→ To do
Give the listing again exactly, omitting its images.

→ Data segment
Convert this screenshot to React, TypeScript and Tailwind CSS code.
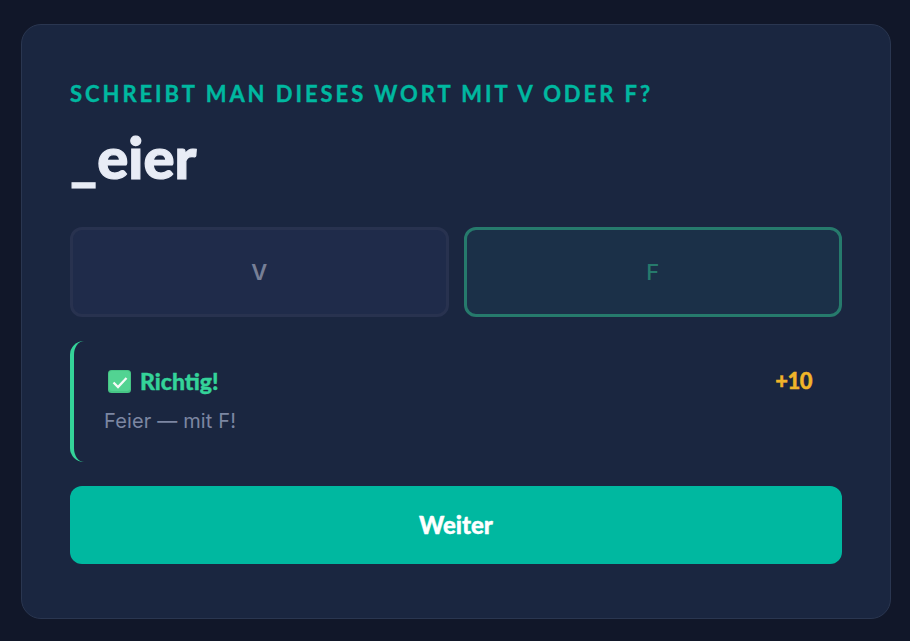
export default function App() {
  return (
    <div className="min-h-[641px] bg-[#111729] pt-[24px] pr-[19px] pl-[21px] font-['Lato',sans-serif]">
      <div className="h-[595px] rounded-[20px] border border-[#2a3650] bg-[#1a2640] px-[48px] pt-[56px]">
        <div className="text-[22px] leading-[25px] font-bold tracking-[2.95px] text-[#00b8a0] uppercase [-webkit-text-stroke:0.4px_#00b8a0]">
          Schreibt man dieses Wort mit V oder F?
        </div>
        <h1 className="mt-[19px] text-[58px] leading-[64px] font-black text-[#e8ecf6] [-webkit-text-stroke:1.2px_#e8ecf6]">
          _eier
        </h1>

        <div className="mt-[38px] grid grid-cols-2 gap-[15px]">
          <button className="h-[90px] rounded-[12px] border-[3px] border-[#28324f] bg-[#1f2b4a] font-['Inter',sans-serif] text-[22px] font-semibold text-[#777f96]">
            V
          </button>
          <button className="h-[90px] rounded-[12px] border-[3px] border-[#267a6c] bg-[#1b3048] font-['Inter',sans-serif] text-[22px] font-medium text-[#267a6c]">
            F
          </button>
        </div>

        <div className="mt-[24px] h-[121px] rounded-[14px] border-l-[4px] border-[#34d399] pt-[27px] pr-[30px] pl-[30px]">
          <div className="flex items-start justify-between">
            <div className="flex items-center gap-[9px] pl-[4px] text-[23px] leading-[27px] font-black text-[#34d399] [-webkit-text-stroke:0.4px_#34d399]">
              <svg width="23" height="23" viewBox="0 0 23 23" className="shrink-0">
                <rect width="23" height="23" rx="3.5" fill="#46c585" />
                <rect x="1" y="1" width="21" height="20" rx="3" fill="#52d392" />
                <path d="M5.5 12.5l4.5 4.5 8.5-9" fill="none" stroke="#f4fbf7" strokeWidth="2.3" />
              </svg>
              <span>Richtig!</span>
            </div>
            <span className="text-[22px] leading-[25px] font-black tracking-[-0.5px] text-[#f0b429] [-webkit-text-stroke:0.4px_#f0b429]">
              +10
            </span>
          </div>
          <p className="mt-[13px] font-['Inter',sans-serif] text-[20px] leading-[26px] tracking-[0.15px] text-[#7c86a2]">
            Feier — mit F!
          </p>
        </div>

        <button className="mt-[24px] h-[78px] w-full rounded-[12px] bg-[#00b8a0] text-[24px] font-black text-white [-webkit-text-stroke:0.4px_#ffffff]">
          Weiter
        </button>
      </div>
    </div>
  );
}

→ Problem solution
Convert this screenshot to React, TypeScript and Tailwind CSS code.
export default function App() {
  return (
    <div className="min-h-[641px] bg-[#111729] pt-[24px] pr-[19px] pl-[21px] font-['Lato',sans-serif]">
      <div className="h-[595px] rounded-[20px] border border-[#2a3650] bg-[#1a2640] px-[48px] pt-[56px]">
        <div className="text-[22px] leading-[25px] font-bold tracking-[2.95px] text-[#00b8a0] uppercase [-webkit-text-stroke:0.4px_#00b8a0]">
          Schreibt man dieses Wort mit V oder F?
        </div>
        <h1 className="mt-[19px] text-[58px] leading-[64px] font-black text-[#e8ecf6] [-webkit-text-stroke:1.2px_#e8ecf6]">
          _eier
        </h1>

        <div className="mt-[38px] grid grid-cols-2 gap-[15px]">
          <button className="h-[90px] rounded-[12px] border-[3px] border-[#28324f] bg-[#1f2b4a] font-['Inter',sans-serif] text-[22px] font-semibold text-[#777f96]">
            V
          </button>
          <button className="h-[90px] rounded-[12px] border-[3px] border-[#267a6c] bg-[#1b3048] font-['Inter',sans-serif] text-[22px] font-medium text-[#267a6c]">
            F
          </button>
        </div>

        <div className="mt-[24px] h-[121px] rounded-[14px] border-l-[4px] border-[#34d399] pt-[27px] pr-[30px] pl-[30px]">
          <div className="flex items-start justify-between">
            <div className="flex items-center gap-[9px] pl-[4px] text-[23px] leading-[27px] font-black text-[#34d399] [-webkit-text-stroke:0.4px_#34d399]">
              <svg width="23" height="23" viewBox="0 0 23 23" className="shrink-0">
                <rect width="23" height="23" rx="3.5" fill="#46c585" />
                <rect x="1" y="1" width="21" height="20" rx="3" fill="#52d392" />
                <path d="M5.5 12.5l4.5 4.5 8.5-9" fill="none" stroke="#f4fbf7" strokeWidth="2.3" />
              </svg>
              <span>Richtig!</span>
            </div>
            <span className="text-[22px] leading-[25px] font-black tracking-[-0.5px] text-[#f0b429] [-webkit-text-stroke:0.4px_#f0b429]">
              +10
            </span>
          </div>
          <p className="mt-[13px] font-['Inter',sans-serif] text-[20px] leading-[26px] tracking-[0.15px] text-[#7c86a2]">
            Feier — mit F!
          </p>
        </div>

        <button className="mt-[24px] h-[78px] w-full rounded-[12px] bg-[#00b8a0] text-[24px] font-black text-white [-webkit-text-stroke:0.4px_#ffffff]">
          Weiter
        </button>
      </div>
    </div>
  );
}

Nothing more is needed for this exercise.